Gap junctions are usually found in clusters and enable intercellular communication by allowing the passage of small molecules between cells¹. They play important roles in different biological processes. These include differentiation, cell cycle synchronization, cellular development, neuronal activity and the immune response^2-4.

Proteins involved in gap junction formation are composed of four transmembrane domains, two extracellular loops and one intracellular loop and intracellular N- and C-termini^5,6. Several consensus cysteine residues are in the extracellular loop and are essential and necessary for intercellular docking of gap junction hemichannels in the opposing cell membrane^5-7.

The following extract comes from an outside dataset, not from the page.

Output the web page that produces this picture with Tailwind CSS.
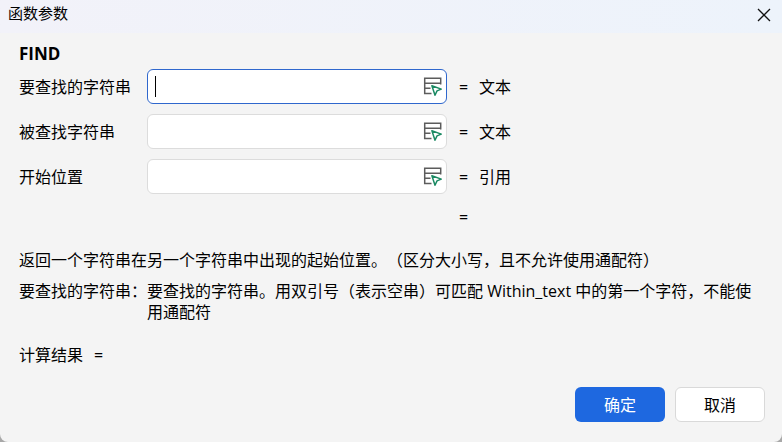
<!DOCTYPE html>
<html lang="zh-CN">
<head>
  <meta charset="UTF-8" />
  <meta name="viewport" content="width=device-width, initial-scale=1.0" />
  <title>函数参数</title>
  <script src="https://cdn.jsdelivr.net/npm/@tailwindcss/browser@4"></script>
</head>
<body class="min-h-screen bg-[#a8a8a8] font-['Open_Sans','Noto_Sans_CJK_SC',sans-serif] text-base text-black">

  <div role="dialog" aria-labelledby="title" class="flex min-h-screen flex-col overflow-hidden rounded-b-lg bg-[#f4f4f4] [text-spacing-trim:space-all]">

    <header class="flex h-[33px] items-center justify-between bg-linear-to-r from-[#f2f2f9] to-[#edf3fb] px-2">
      <h1 id="title" class="pb-2 text-[15px] leading-5">函数参数</h1>
      <button type="button" aria-label="关闭" class="flex size-5 items-center justify-center pb-1">
        <svg class="size-3 overflow-visible" viewBox="0 0 12 12" fill="none" stroke="#111" stroke-width="1.3">
          <path d="M0 0l12 12M12 0L0 12" />
        </svg>
      </button>
    </header>

    <!-- icon shared by the range pickers -->
    <svg class="hidden">
      <symbol id="picker" viewBox="0 0 20 20" fill="none">
        <path d="M9.5 17.5H2.7V2.2h16v6.3M2.7 7.2h16M2.7 12.3h5.8" stroke="#5c5c5c" stroke-width="1.5" />
        <path d="M9.9 9.8l9.4 3.3-4.3 1.8-2 4.3z" stroke="#1b8a63" stroke-width="1.5" stroke-linejoin="round" />
      </symbol>
    </svg>

    <main class="flex grow flex-col px-[19px] pt-[11px]">
      <h2 class="text-[17px] leading-5 font-bold">FIND</h2>

      <form class="mt-[5px] flex flex-col gap-2.5">
        <div class="flex items-center">
          <label for="find_text" class="w-32 shrink-0">要查找的字符串</label>
          <div class="relative w-[300px]">
            <input id="find_text" type="text" class="block h-[35px] w-full rounded-md border border-[#2f67cd] bg-white pr-8 pl-2 caret-transparent outline-none" />
            <span class="absolute top-[7px] left-2 h-[21px] w-px bg-black"></span>
            <button type="button" aria-label="选择区域" class="absolute top-[7px] right-[5px]"><svg class="size-5"><use href="#picker" /></svg></button>
          </div>
          <span class="w-8 pl-3">=</span>
          <span>文本</span>
        </div>
        <div class="flex items-center">
          <label for="within_text" class="w-32 shrink-0">被查找字符串</label>
          <div class="relative w-[300px]">
            <input id="within_text" type="text" class="block h-[35px] w-full rounded-md border border-[#dcdcdc] bg-white pr-8 pl-2 outline-none" />
            <button type="button" aria-label="选择区域" class="absolute top-[7px] right-[5px]"><svg class="size-5"><use href="#picker" /></svg></button>
          </div>
          <span class="w-8 pl-3">=</span>
          <span>文本</span>
        </div>
        <div class="flex items-center">
          <label for="start_num" class="w-32 shrink-0">开始位置</label>
          <div class="relative w-[300px]">
            <input id="start_num" type="text" class="block h-[35px] w-full rounded-md border border-[#dcdcdc] bg-white pr-8 pl-2 outline-none" />
            <button type="button" aria-label="选择区域" class="absolute top-[7px] right-[5px]"><svg class="size-5"><use href="#picker" /></svg></button>
          </div>
          <span class="w-8 pl-3">=</span>
          <span>引用</span>
        </div>
        <div class="pl-[440px] leading-[26px]">=</div>
      </form>

      <p class="mt-5 leading-[21px]">返回一个字符串在另一个字符串中出现的起始位置。（区分大小写，且不允许使用通配符）</p>
      <div class="mt-2.5 flex leading-[21px]">
        <span class="w-32 shrink-0">要查找的字符串：</span>
        <p>要查找的字符串。用双引号（表示空串）可匹配 Within_text 中的第一个字符，不能使用通配符</p>
      </div>
      <p class="mt-[22px] flex gap-[11px] leading-[21px]"><span>计算结果</span><span>=</span></p>
    </main>

    <footer class="flex justify-end gap-2.5 px-[17px] pb-5">
      <button type="button" class="h-[35px] w-[90px] rounded-md bg-[#1e68e0] text-white">确定</button>
      <button type="button" class="h-[35px] w-[90px] rounded-md border border-[#d9d9d9] bg-white">取消</button>
    </footer>
  </div>

</body>
</html>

Pannexins (Pannexin 1, Pannexin 2 and Pannexin 3) belong to the superfamily of gap junction proteins. Pannexin 1 (PANX1) is ubiquitously expressed, Pannexin 2 (PANX2) is specifically expressed in the human brain and widespread in rodents and Pannexin 3 (PANX3) is also detected in the brain⁸.

The gating properties of Pannexins were studied in Xenopus oocytes and results demonstrate that only PANX1 is able to form homomeric hemichannels, and is also able to form heteromeric hemichannels with PANX2 but not with PANX3^9,10. Not surprising, PANX1 gating properties depend whether it forms homomeric or heteromeric hemichannels.

A number of different stimuli are known to open these channels and include mechanical stress, extracellular ATP, increases in intracellular Ca²⁺ and inflammation⁹.

Possible roles for Pannexins include paracrine signaling in vascular endothelial cells and taste cell signaling⁹.